Entre las historias truculentas que habían sucedido en el pueblo y mi padre nos contaba, destacaba una que nos dejó, a mi hermano y a mí, sobrecogidos y al borde de las lágrimas. (No era raro que mi madre, al oírle contarnos aquellas historias tremendas, refunfuñara comentando algo así como: «¡Qué hombre este, cuidado las historias que le cuenta a los niños!»).

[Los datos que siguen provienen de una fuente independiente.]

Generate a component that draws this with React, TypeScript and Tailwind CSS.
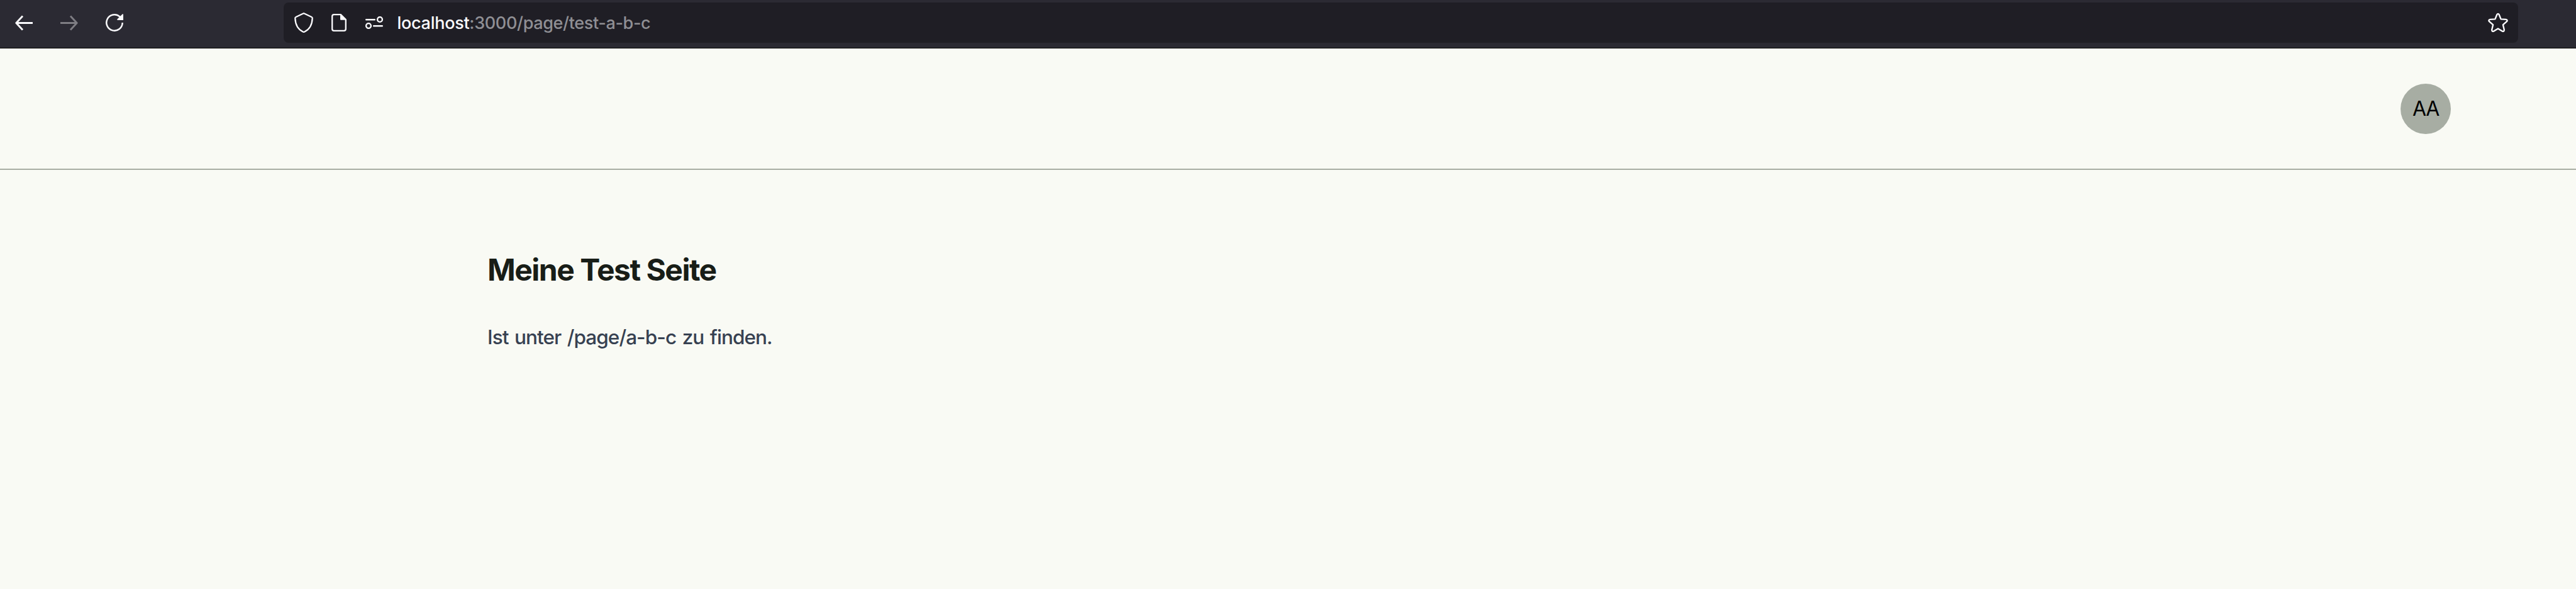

Un matrimoniodel pueblo había ido a Sevilla para que el médico viera a un hijo pequeño que estaba muy enfermo. Cuando se dirigían a la casa del médico, ambos se dieron cuenta, consternados, de que el niño había muerto. Como resultaba bastante problemático tener que declarar la muerte en la ciudad viéndose, posiblemente, obligados a enterrarlo allí, lejos del pueblo, decidieron actuar como si el niño estuviera vivo y volver en el tren para decir que había muerto al regresar al pueblo. Mi padre no escatimaba las pinceladas dramáticas sin prestar atención a nuestra congoja —mi hermano debía tener cinco o seis años y yo ocho o diez—, y continuaba contando cómo habían hecho todo el camino de vuelta en el tren, con el niño muerto en brazos de la madre, disimulando su enorme dolor ante la presencia de una pareja de la Guardia Civil que estuvo sentada frente a ellos durante parte del recorrido; cómo tuvieron que contarle la historia a una mujer que se había sentado junto a ellos y les había comentado que aquel niño parecía que estuviera muerto y, por último, la llegada al pueblo en cuya narración mi padre rizaba el rizo de la truculencia. El hombre había seguido a la mujer, que casi corría frenética con el niño muerto en los brazos, los dos kilómetros de la carretera que separaban la estación de Carrión de Castilleja. En silencio llegaron por fin al pueblo donde, la pobre mujer, sin poder aguantar más la tensión, al pisar la calle de las primeras casas del pueblo, comenzó a dar gritos, enloquecida, aferrada con desesperación al cadáver, mientras las mujeres salían de sus casas intentando consolarla.